Likewise, Louis Vuitton offers neither certificates nor serial numbers. However, since the 1980s it has included a hidden stamp with the date of manufacture. The numbers are usually engraved behind the seam, and it’s possible that the most popular knockoffs also include one. Since 2021 all the bags made by the firm have included a microchip normally hidden in the back; and the logo is engraved on all metal elements. A useful fact to know is that the original Monogram model is made of lined canvas, which goes through 100 production steps. This texture is difficult to achieve, if a Monogram has the typical grain of leather, it is not real.
Chanel panels must have at least eight stitches on each to be real, and the padding has to be aligned throughout the bag. Chanel bags do come with an authenticity card, and it has a serial number between six and eight figures. In addition, pieces such as wallets have the number behind a seam.

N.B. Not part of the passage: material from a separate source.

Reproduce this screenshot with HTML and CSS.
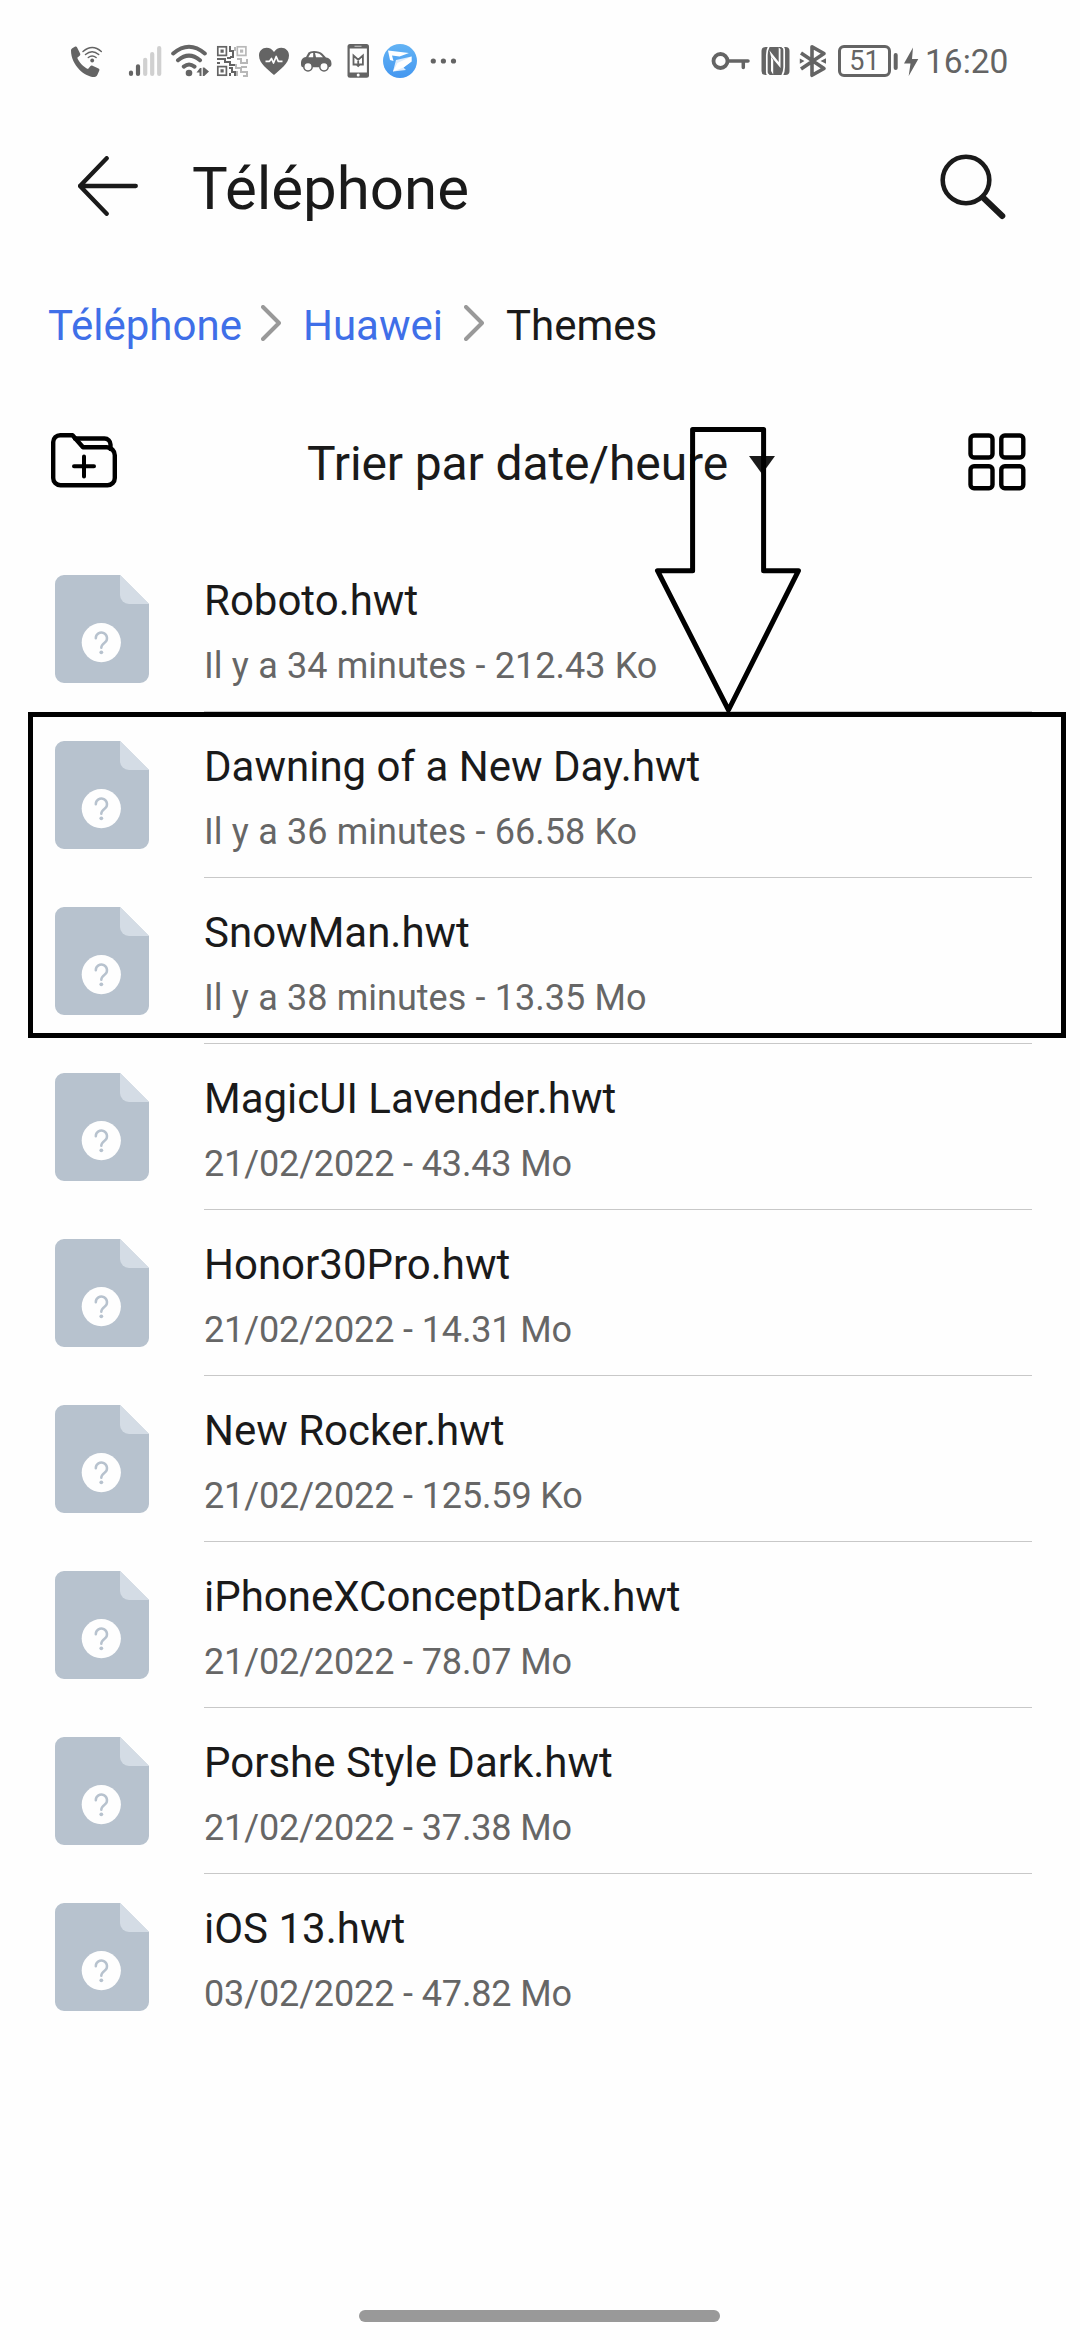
FILE: index.html
```html
<!DOCTYPE html>
<html lang="fr">
<head>
<meta charset="utf-8">
<title>Téléphone</title>
<link rel="stylesheet" href="styles.css">
</head>
<body>
<svg class="defs" width="0" height="0" aria-hidden="true">
  <symbol id="file" viewBox="0 0 94 108">
    <path fill="#b7c2ce" d="M8 0H65L94 29V99a9 9 0 0 1-9 9H9a9 9 0 0 1-9-9V9a9 9 0 0 1 9-9z"/>
    <path fill="#d4dce5" d="M65 0L94 29H74a9 9 0 0 1-9-9z"/>
    <circle cx="46.3" cy="67.6" r="19.6" fill="#fefefe"/>
    <path d="M40.8 63.2a5.6 5.6 0 1 1 9 4.4c-2.200 1.700-3.500 2.600-3.500 5.200" fill="none" stroke="#b7c2ce" stroke-width="2.500" stroke-linecap="round"/>
    <circle cx="46.300" cy="77.300" r="1.900" fill="#b7c2ce"/>
  </symbol>
</svg>
<div class="screen">
  <header class="status">
    <svg width="48" height="40" viewBox="70 40 48 40"><path fill="#646464" d="M71 50.500c0-1 .5-1.700 1.300-2.200l2.500-1.500c1-.6 1.800-.4 2.300.6l3 6c.4.9.2 1.700-.5 2.300l-2.300 2c1 3.800 6.500 9.500 10.700 11.200l2.300-2.600c.6-.7 1.400-.9 2.200-.5l6 2.700c1 .5 1.200 1.300.7 2.200l-1.900 4.300c-.5 1-1.300 1.800-2.800 2C86 77.500 71 66 71 50.500z"/><g fill="none" stroke="#646464" stroke-width="1.500" stroke-linecap="round"><path d="M83 51.500q9.300-8 18.300 0M85.500 54.500q6.600-5.500 13.200 0M88.300 57.500q3.800-3 7.800 0"/></g><circle cx="92.200" cy="60.500" r="1.900" fill="#646464"/></svg>
    <svg width="50" height="40" viewBox="118 40 50 40"><g stroke-width="4.200" stroke-linecap="round"><path stroke="#646464" d="M131 72.500V74M138 66.300V74"/><path stroke="#d0d0d0" d="M145.200 59.800V74M152.200 54V74M159.200 48V74"/></g></svg>
    <svg width="46" height="40" viewBox="168 40 46 40"><g fill="none" stroke="#646464" stroke-width="4" stroke-linecap="round"><path d="M173.200 53.500Q189 40 204.800 53.500M178 60.300Q189 51 200 60.300M183.800 66.600Q189 62.300 194.500 66.600"/></g><circle cx="189" cy="73" r="3.300" fill="#646464"/><path fill="#646464" d="M196.500 72.500L200 68h1.500v8h-2v-3.500zM209 71.500L204.300 67.500h-1.500v8.500h1.500z"/></svg>
    <svg width="40" height="40" viewBox="214 40 40 40"><g fill="none" stroke="#646464" stroke-width="1.700"><rect x="217.800" y="46.800" width="8.600" height="8.600"/><rect x="217.800" y="66.600" width="8.600" height="8.600"/><rect x="237.300" y="46.800" width="8.600" height="8.600" stroke="#b8b8b8"/><path stroke-width="2" d="M230 46v5h3v6h-3M217 59h8v3h5v3h5M227 58h4M229 68h3v4h3v4M217 63h3M230 76v-3"/><path stroke="#b8b8b8" stroke-width="2" d="M235 47v4M237 59h4v4h6v-4M236 64v4h5v4h6v4h-4M241 67h6M237 76v-5"/></g><path fill="#646464" d="M220.500 49.500h3.200v3.200h-3.200zM220.500 69.300h3.200v3.200h-3.200z"/><path fill="#b8b8b8" d="M240 49.500h3.200v3.200H240z"/></svg>
    <svg width="42" height="40" viewBox="254 40 42 40"><path fill="#646464" d="M274 75C268 69.500 259 63.500 259 55.500c0-4.600 3.400-7.700 7.600-7.700 3 0 5.700 1.500 7.400 4.200 1.700-2.700 4.400-4.200 7.400-4.200 4.200 0 7.600 3.100 7.600 7.700 0 8-9 14-15 19.500z"/><path d="M265.500 61.300h4l2-2.800 2 4.500 2.700-6.500 2.100 4.800h4.200" fill="none" stroke="#fefefe" stroke-width="1.700" stroke-linejoin="round"/></svg>
    <svg width="46" height="40" viewBox="296 40 46 40"><path fill="#646464" d="M301 64c0-4 1-6.500 5-7l2.500-4.500Q310 51 314 51q5.500 0 8.500 2.800l3.500 3.700c4 .7 5.500 3 5.500 6.500 0 2-.8 3.200-3 3.200H303c-1.500 0-2-1.200-2-3.200z"/><path fill="#fefefe" d="M308.300 57.300l1.900-3.300c.5-.7 1.400-.9 3-1v4.300zM315 53c3.400 0 5.400.9 8 4.300H316z"/><circle cx="308" cy="66.700" r="4.200" fill="#fefefe" stroke="#646464" stroke-width="1.500"/><circle cx="324" cy="66.700" r="4.200" fill="#fefefe" stroke="#646464" stroke-width="1.500"/></svg>
    <svg width="36" height="40" viewBox="342 40 36 40"><rect x="347.500" y="44" width="21.500" height="33.700" rx="2.500" fill="#646464"/><path fill="#fefefe" d="M349.700 48.500h17.200v24h-17.200z"/><path d="M354.500 46.300h7" stroke="#bbb" stroke-width="1.200"/><circle cx="358.200" cy="75" r="1.500" fill="#fefefe"/><path d="M353.500 64.500v-9l4.700 4.200 4.700-4.200v9h-3.200l-1.500 1.500-1.500-1.500zM358.200 59.700v4.500" fill="none" stroke="#646464" stroke-width="1.800"/></svg>
    <svg width="48" height="40" viewBox="378 40 48 40"><defs><linearGradient id="sky" x2="0" y2="1"><stop stop-color="#63b3f4"/><stop offset="1" stop-color="#4497f0"/></linearGradient></defs><circle cx="400" cy="61" r="17" fill="url(#sky)"/><path fill="#fff" d="M388 50.500L409 53l-9.500 3.500-7.500-1 1.500 5.500-3.500-1z"/><path fill="#dcecfd" d="M411.500 56.500L396 60l-3 11.500L406 70l-2.500-2.500 8-6z"/><path fill="#fff" d="M411.500 56.500L397.500 63 393 71.500l10.500-4 8-6z"/></svg>
    <svg width="40" height="40" viewBox="426 40 40 40" fill="#646464"><circle cx="433.300" cy="61" r="2.600"/><circle cx="443.400" cy="61" r="2.600"/><circle cx="453.500" cy="61" r="2.600"/></svg>
    <div class="status-right">
      <svg width="45" height="40" viewBox="710 40 45 40" fill="none" stroke="#646464"><circle cx="720.500" cy="61" r="7" stroke-width="3.800"/><path stroke-width="3.500" stroke-linecap="round" stroke-linejoin="round" d="M728 61h20M743.300 61v6.500"/></svg>
      <svg width="41" height="40" viewBox="755 40 41 40"><rect x="761.500" y="47" width="28" height="28" rx="4" fill="#646464"/><path fill="none" stroke="#fefefe" stroke-width="1.700" d="M769 46c-2 4-2.200 6-2.200 9v17c0 2 .8 3 2.500 3M782 76c2-4 2.200-6 2.200-9V50c0-2-.8-3-2.500-3"/><path fill="#fefefe" d="M771 56.500l9.500 11.500V49l-1.800-1.500v14.500L769.500 50.500z"/><path fill="#fefefe" d="M771 56.500V71l2.200 3.500V60z"/></svg>
      <svg width="42" height="40" viewBox="796 40 42 40" fill="none" stroke="#646464" stroke-width="3.600" stroke-linejoin="round"><path d="M801 53L824 68.500 812 75.300V46.700L824 53.500 801 69"/><path fill="#646464" stroke="none" d="M799.800 58.500L804.500 61l-4.700 2.700zM826 58.200L820.500 61l5.500 2.800z"/></svg>
      <div class="battery">51</div>
      <svg width="36" height="40" viewBox="891 40 36 40"><path stroke="#646464" stroke-width="4" stroke-linecap="round" d="M895.700 55v13"/><path fill="#646464" d="M913 47.500L904 63.500h6.500L908.700 76 918.300 59h-6.300z"/></svg>
      <div class="time">16:20</div>
    </div>
  </header>

  <div class="titlebar">
    <svg width="60" height="60" viewBox="0 0 60 60" fill="none" stroke="#1a1a1a" stroke-width="4.300" stroke-linecap="round" stroke-linejoin="round"><path d="M28.700 2.200L2 30l26.700 27.800M2 30h55.800"/></svg>
    <h1>Téléphone</h1>
    <svg width="68" height="68" viewBox="938 152 68 68" fill="none" stroke="#1a1a1a"><circle cx="966" cy="180" r="23.300" stroke-width="4.600"/><path d="M983 197.500L1002.300 216" stroke-width="6" stroke-linecap="round"/></svg>
  </div>

  <nav class="crumbs">
    <a>Téléphone</a>
    <svg class="chev" width="20" height="36" viewBox="0 0 20 36"><path d="M2 2l16 16L2 34"/></svg>
    <a>Huawei</a>
    <svg class="chev" width="20" height="36" viewBox="0 0 20 36"><path d="M2 2l16 16L2 34"/></svg>
    <span>Themes</span>
  </nav>

  <div class="tools">
    <svg width="66" height="56" viewBox="51 434 66 56" fill="none" stroke="#000" stroke-width="4.400" stroke-linecap="round" stroke-linejoin="round"><path d="M60 436.200H72.500L83 448.300H106.800a8 8 0 0 1 8 8V479a7.300 7.300 0 0 1-7.300 7.300H60.500a7.300 7.300 0 0 1-7.300-7.300V443a7 7 0 0 1 7-6.800z"/><path d="M75 439.500H104.500a6 6 0 0 1 6 6V450"/><path stroke-width="4" d="M84 457.500v20M74 467.300h20"/></svg>
    <div class="sort"><span>Trier par date/heure</span><svg width="26" height="18" viewBox="0 0 26 18"><path d="M0 0h26L13 18z" fill="#1a1a1a"/></svg></div>
    <svg width="58" height="58" viewBox="0 0 58 58" fill="none" stroke="#000" stroke-width="4.400"><rect x="2.500" y="2.500" width="22" height="22" rx="3.500"/><rect x="33.300" y="2.500" width="22" height="22" rx="3.500"/><rect x="2.500" y="33.300" width="22" height="22" rx="3.500"/><rect x="33.300" y="33.300" width="22" height="22" rx="3.500"/></svg>
  </div>

  <ul class="files">
    <li><svg class="icon"><use href="#file"/></svg><div class="info"><div class="name">Roboto.hwt</div><div class="meta">Il y a 34 minutes - 212.43 Ko</div></div></li>
    <li><svg class="icon"><use href="#file"/></svg><div class="info"><div class="name">Dawning of a New Day.hwt</div><div class="meta">Il y a 36 minutes - 66.58 Ko</div></div></li>
    <li><svg class="icon"><use href="#file"/></svg><div class="info"><div class="name">SnowMan.hwt</div><div class="meta">Il y a 38 minutes - 13.35 Mo</div></div></li>
    <li><svg class="icon"><use href="#file"/></svg><div class="info"><div class="name">MagicUI Lavender.hwt</div><div class="meta dated">21/02/2022 - 43.43 Mo</div></div></li>
    <li><svg class="icon"><use href="#file"/></svg><div class="info"><div class="name">Honor30Pro.hwt</div><div class="meta dated">21/02/2022 - 14.31 Mo</div></div></li>
    <li><svg class="icon"><use href="#file"/></svg><div class="info"><div class="name">New Rocker.hwt</div><div class="meta dated">21/02/2022 - 125.59 Ko</div></div></li>
    <li><svg class="icon"><use href="#file"/></svg><div class="info"><div class="name">iPhoneXConceptDark.hwt</div><div class="meta dated">21/02/2022 - 78.07 Mo</div></div></li>
    <li><svg class="icon"><use href="#file"/></svg><div class="info"><div class="name">Porshe Style Dark.hwt</div><div class="meta dated">21/02/2022 - 37.38 Mo</div></div></li>
    <li><svg class="icon"><use href="#file"/></svg><div class="info"><div class="name">iOS 13.hwt</div><div class="meta dated">03/02/2022 - 47.82 Mo</div></div></li>
  </ul>
  <div class="home"></div>

  <svg class="arrow" width="148" height="286" viewBox="654 427 148 286"><path d="M692.600 429.500H763.600V570.700H798.500L728.500 710 657.500 570.700H692.600z" fill="none" stroke="#000" stroke-width="5" stroke-linejoin="round"/></svg>
  <div class="frame"></div>
</div>
</body>
</html>
```
FILE: styles.css
```css
* { box-sizing: border-box; }
body { margin: 0; background: #fefefe; color: #1a1a1a; font-family: Roboto, sans-serif; }
svg { display: block; flex: none; }
.defs { position: absolute; }
.screen { position: relative; width: 1080px; height: 2340px; display: flex; flex-direction: column; overflow: hidden; white-space: nowrap; }

.status { height: 80px; padding: 40px 0 0 70px; display: flex; color: #646464; }
.status-right { margin-left: auto; width: 370px; display: flex; }
.battery { width: 53px; height: 32px; margin-top: 5px; border: 3px solid #646464; border-radius: 6px; font-size: 27px; line-height: 26px; text-align: center; }
.time { font-size: 33.5px; line-height: 40px; margin-top: 2px; margin-left: -2px; }

.titlebar { height: 206px; padding: 72px 74px 0 78px; display: flex; align-items: flex-start; }
.titlebar > svg:first-child { margin-top: 4px; }
.titlebar h1 { flex: 1; margin: 0 0 0 54px; font-size: 60px; line-height: 70px; font-weight: 400; padding-top: 2px; }

.crumbs { height: 100px; padding: 15px 0 0 48px; display: flex; align-items: flex-start; font-size: 42px; line-height: 50px; }
.crumbs a { color: #3f6fe8; }
.chev { margin: 4px 22px 0 19px; fill: none; stroke: #999; stroke-width: 4; stroke-linecap: round; stroke-linejoin: round; }
.chev ~ .chev { margin-left: 21px; }

.tools { height: 160px; padding: 47px 54px 0 51px; display: flex; justify-content: space-between; align-items: flex-start; }
.sort { display: flex; font-size: 48px; line-height: 56px; margin-top: 3px; margin-right: 3px; gap: 21px; letter-spacing: -0.12px; }
.sort svg { margin-top: 20px; }

.files { list-style: none; margin: 0; padding: 0 48px 0 55px; }
.files li { height: 166px; display: flex; }
.icon { width: 94px; height: 108px; margin: 29px 55px 0 0; }
.info { flex: 1; padding-top: 30px; border-bottom: 1px solid #c8c8c8; }
.files li:last-child .info { border-bottom: 0; }
.name { font-size: 42px; line-height: 50px; }
.meta { margin-top: 19px; font-size: 36px; line-height: 42px; color: #666; word-spacing: 0.35px; }
.dated { letter-spacing: -0.13px; word-spacing: 0; }

.home { width: 361px; height: 12px; border-radius: 6px; background: #999; margin: auto auto 18px 359px; }

.arrow { position: absolute; left: 654px; top: 427px; }
.frame { position: absolute; left: 28px; top: 712px; width: 1038px; height: 326px; border: 5px solid #000; }
```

For these products to be accepted on platforms such as Vestiairie Collective, you must provide the number and a photograph of it. Sometimes it is so hidden that if you are not careful, you can scratch the skin when you open the fold to photograph the number. Finally, an interesting fact about the maison: the Chanel counterplate (on any piece) is fastened with screws, and it can only be removed with a special Chanel screwdriver — one from any old hardware store simply won’t work.
And after all these tips, if you still have questions, you can always use your intuition. With multiple technological advances at their disposal, many specialists admit that they also take something as intangible as the object’s ‘vibe’ into consideration. There are those who say that some imitations are so effortful, so perfectly cloned, that they set alarm bells ringing. Will we get to request aura readings to avoid being sold a pig in a poke? In the world of luxury, you never know.